In December, machinery hummed and a dozen employees sorted through plastic bags and films bound for a new life as Myplas celebrated the grand opening of its $30 million recycling center in Rogers. CEOs of major Minnesota companies attended the ribbon cutting, celebrating the 24/7 production schedule planned for early this year and the intent to quickly grow to 70 employees.

Yet just two months later on Tuesday afternoon, the parking lot was empty, the lights were off, and the whir of the droning machines had quieted. The employee directory at a virtual check-in station listed just four people, and the company's chief executive was not one of them.

The recycling center is not the booming business it set out to be.

"Myplas is committed to the vision of a circular economy for flexible films in the Upper Midwest," Peter Shippen, chair of the Myplas USA board of directors, said. "To execute this vision, we are currently exploring management and operational changes."

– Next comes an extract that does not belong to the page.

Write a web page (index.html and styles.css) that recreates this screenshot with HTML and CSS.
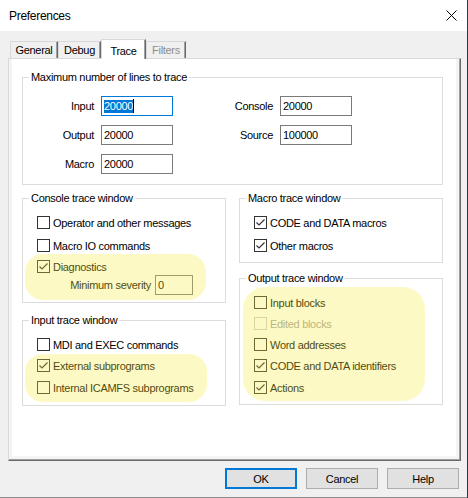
FILE: index.html
```html
<!DOCTYPE html>
<html>
<head>
<meta charset="utf-8">
<title>Preferences</title>
<link rel="stylesheet" href="styles.css">
</head>
<body>
<div class="window">
  <div class="titlebar">
    <span class="title">Preferences</span>
    <svg class="close" viewBox="0 0 11 11" width="11" height="11"><path d="M0.5 0.5 L10.5 10.5 M10.5 0.5 L0.5 10.5" stroke="#000" stroke-width="1" fill="none"/></svg>
  </div>
  <div class="client">
    <div class="tabs">
      <div class="tab t-general">General</div>
      <div class="tab t-debug">Debug</div>
      <div class="tab t-trace selected">Trace</div>
      <div class="tab t-filters disabled">Filters</div>
    </div>
    <div class="panel">
      <fieldset class="group g-lines">
        <legend>Maximum number of lines to trace</legend>
        <div class="lines-grid">
          <span class="lbl">Input</span>
          <div class="tb focused"><span class="sel">20000</span><span class="caret"></span></div>
          <span class="lbl">Console</span>
          <div class="tb">20000</div>
          <span class="lbl">Output</span>
          <div class="tb">20000</div>
          <span class="lbl">Source</span>
          <div class="tb">100000</div>
          <span class="lbl">Macro</span>
          <div class="tb">20000</div>
        </div>
      </fieldset>
      <div class="columns">
        <div class="col">
          <fieldset class="group g-console">
            <legend>Console trace window</legend>
            <div class="cb"><span class="box"></span><span>Operator and other messages</span></div>
            <div class="cb mt6"><span class="box"></span><span>Macro IO commands</span></div>
            <div class="cb"><span class="box"><svg viewBox="0 0 11 11" width="11" height="11"><path d="M1.5 5.5 L4 8 L9.5 2.5" stroke="#333" stroke-width="1.2" fill="none"/></svg></span><span>Diagnostics</span></div>
            <div class="sev"><span class="lbl">Minimum severity</span><div class="tb small">0</div></div>
          </fieldset>
          <fieldset class="group g-input">
            <legend>Input trace window</legend>
            <div class="cb"><span class="box"></span><span>MDI and EXEC commands</span></div>
            <div class="cb"><span class="box"><svg viewBox="0 0 11 11" width="11" height="11"><path d="M1.5 5.5 L4 8 L9.5 2.5" stroke="#333" stroke-width="1.2" fill="none"/></svg></span><span>External subprograms</span></div>
            <div class="cb mt5"><span class="box"></span><span>Internal ICAMFS subprograms</span></div>
          </fieldset>
        </div>
        <div class="col">
          <fieldset class="group g-macro">
            <legend>Macro trace window</legend>
            <div class="cb"><span class="box"><svg viewBox="0 0 11 11" width="11" height="11"><path d="M1.5 5.5 L4 8 L9.5 2.5" stroke="#333" stroke-width="1.2" fill="none"/></svg></span><span>CODE and DATA macros</span></div>
            <div class="cb mt6"><span class="box"><svg viewBox="0 0 11 11" width="11" height="11"><path d="M1.5 5.5 L4 8 L9.5 2.5" stroke="#333" stroke-width="1.2" fill="none"/></svg></span><span>Other macros</span></div>
          </fieldset>
          <fieldset class="group g-output">
            <legend>Output trace window</legend>
            <div class="cb"><span class="box"></span><span>Input blocks</span></div>
            <div class="cb disabled"><span class="box"></span><span>Edited blocks</span></div>
            <div class="cb"><span class="box"></span><span>Word addresses</span></div>
            <div class="cb"><span class="box"><svg viewBox="0 0 11 11" width="11" height="11"><path d="M1.5 5.5 L4 8 L9.5 2.5" stroke="#333" stroke-width="1.2" fill="none"/></svg></span><span>CODE and DATA identifiers</span></div>
            <div class="cb mt5"><span class="box"><svg viewBox="0 0 11 11" width="11" height="11"><path d="M1.5 5.5 L4 8 L9.5 2.5" stroke="#333" stroke-width="1.2" fill="none"/></svg></span><span>Actions</span></div>
          </fieldset>
        </div>
      </div>
      <div class="hl hl1"></div>
      <div class="hl hl2"></div>
      <div class="hl hl3"></div>
    </div>
    <div class="buttons">
      <button class="btn default">OK</button>
      <button class="btn">Cancel</button>
      <button class="btn">Help</button>
    </div>
  </div>
</div>
</body>
</html>
```

FILE: styles.css
```css
* { box-sizing: border-box; }
html, body { margin: 0; padding: 0; }
body {
  background: #1d3d4c;
  width: 468px;
  height: 498px;
  overflow: hidden;
  font-family: "Liberation Sans", Arial, sans-serif;
  font-size: 11px;
  letter-spacing: -0.3px;
  color: #000;
}
.window {
  width: 467px;
  height: 498px;
  background: #f0f0f0;
  border-bottom: 1px solid #8c8c8c;
}
.titlebar {
  height: 31px;
  background: #fff;
  display: flex;
  align-items: center;
  justify-content: space-between;
  padding: 0 10px 0 9px;
}
.title { font-size: 12px; }
.close { display: block; }
.client { padding: 8px 6px 0 8px; }
.tabs {
  display: flex;
  align-items: flex-end;
  height: 19px;
  padding-left: 2px;
  position: relative;
  z-index: 1;
}
.tab {
  height: 17px;
  background: #f0f0f0;
  border-top: 1px solid #d9d9d9;
  border-left: 1px solid #d9d9d9;
  border-right: 1px solid #696969;
  box-shadow: inset -1px 0 0 #a0a0a0;
  text-align: center;
  line-height: 16px;
}
.t-general { width: 48px; }
.t-debug { width: 43px; }
.t-trace { width: 45px; }
.t-filters { width: 40px; }
.tab.selected {
  height: 20px;
  background: #fff;
  margin-bottom: -1px;
  padding-top: 3px;
}
.tab.disabled { color: #8d8d8d; }
.panel {
  position: relative;
  height: 403px;
  background: #fff;
  border: 1px solid;
  border-color: #d9d9d9 #696969 #696969 #d9d9d9;
  box-shadow: inset -1px -1px 0 #a0a0a0, inset 3px 0 0 #f4f4f4, inset -4px -4px 0 #f4f4f4;
  padding: 11px 0 0 13px;
}
.group {
  margin: 0;
  min-width: 0;
  border: 1px solid #dcdcdc;
  padding: 9px 0 0 6px;
}
.group legend {
  padding: 0 2px;
  line-height: 14px;
}
.g-lines { width: 421px; height: 115px; padding-top: 12px; }
.lines-grid {
  display: grid;
  grid-template-columns: 65px 72px 93px 72px;
  grid-auto-rows: 20px;
  column-gap: 7px;
  row-gap: 9px;
  align-items: center;
}
.lbl { text-align: right; }
.tb {
  height: 20px;
  border: 1px solid #7a7a7a;
  background: #fff;
  padding: 0 2px;
  display: flex;
  align-items: center;
  white-space: nowrap;
}
.tb.focused { border-color: #0078d7; }
.sel {
  background: #0078d7;
  color: #fff;
  height: 13px;
  line-height: 13px;
}
.caret { width: 1px; height: 14px; background: #000; }
.columns {
  display: grid;
  grid-template-columns: 204px 204px;
  column-gap: 13px;
  margin-top: 6px;
}
.col { display: flex; flex-direction: column; }
.g-console { height: 112px; }
.g-input { height: 93px; margin-top: 10px; }
.g-macro { height: 72px; }
.g-output { height: 134px; margin-top: 8px; }
.cb {
  display: flex;
  align-items: center;
  height: 17px;
  margin-left: 8px;
  white-space: nowrap;
}
.cb + .cb { margin-top: 4px; }
.cb.mt6 { margin-top: 6px; }
.cb.mt5 { margin-top: 5px; }
.box {
  width: 13px;
  height: 13px;
  border: 1px solid #333;
  background: #fff;
  margin-right: 3px;
  flex: none;
  display: flex;
}
.box svg { display: block; }
.cb.disabled { color: #a0a0a0; }
.cb.disabled .box { border-color: #cccccc; }
.sev {
  display: grid;
  grid-template-columns: 122px 38px;
  column-gap: 4px;
  align-items: center;
  height: 20px;
}
.hl {
  position: absolute;
  background: rgba(248, 235, 60, 0.3);
  pointer-events: none;
}
.hl1 { left: 16px; top: 195px; width: 181px; height: 46px; border-radius: 18px; }
.hl2 { left: 16px; top: 295px; width: 182px; height: 48px; border-radius: 18px; }
.hl3 { left: 234px; top: 228px; width: 182px; height: 114px; border-radius: 22px; }
.buttons {
  display: flex;
  justify-content: flex-end;
  gap: 9px;
  margin-top: 7px;
  padding-right: 2px;
}
.btn {
  width: 72px;
  height: 21px;
  background: #e1e1e1;
  border: 1px solid #adadad;
  font-family: inherit;
  font-size: 11px;
  letter-spacing: -0.3px;
  color: #000;
  padding: 0;
  margin: 0;
}
.btn.default { border: 2px solid #0078d7; }
```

Shippen, CEO of Toronto- and London-based Britannia Life Sciences, said the company continues to have strong support from corporate partners, and it remains "in contact with furloughed employees and suppliers with respect to plans to recommence operations."

Several prominent Minnesota companies invested more than $9 million in the project, including General Mills and Schwan's, which have employees on the board of directors. Neither returned a request for comment. The state also chipped in $1.4 million.

Other companies made pledges to support the "circular economy" of recycled plastic that received considerable media coverage. The Rogers facility was the first in the U.S. for South Africa-based Myplas.

MBOLD, a business coalition that led the effort and publicity campaign to bring the recycling company to town, did not provide a comment when reached.

The ability to build a plastic film recycling plant in Minnesota was predicated on increased demand for recycled plastic. That demand was supposedly going to come from food companies, window makers, construction firms, hospitals and others that consume massive quantities of single-use plastic film that is hard to recycle at traditional facilities.

"Recycling doesn't work on its own. Collaboration is key across the supply chain," Myplas' CEO at the time, Andrew Pieterse, said in December. He was not reachable for comment this week.

MBOLD members Cargill, General Mills, Schwan's Company, Land O' Lakes and the University of Minnesota said in 2022 they would "evaluate potential product applications" but did not promise more.

More than a dozen other Minnesota companies and nonprofits later joined as "participants" that would "evaluate strategies for increasing use of recycled resin in new film products," according to an MBOLD news release from March 2023. Allina Health, HealthPartners, Hormel Foods, Post Consumer Brands, Andersen Corp., Marvin, Kraus-Anderson, McGough, Mortenson and other organizations all attached their names to the purportedly eco-friendly project.

Target also invested in Myplas. The retailer was sending plastic bags from store drop-off bins to the facility in Rogers late last year.

Pieterse said in December that Myplas had also partnered with Cargill to recycle used salt bags into new salt bags.

JoAnne Berkenkamp, the director of MBOLD, said at the time that was not accurate.

Pieterse later made an offhand comment when talking about getting the recycled plastic pellets through trial batches and into full production.

"Now we just need to sell," he said, and trailed off: "Sell, sell, sell, sell, sell."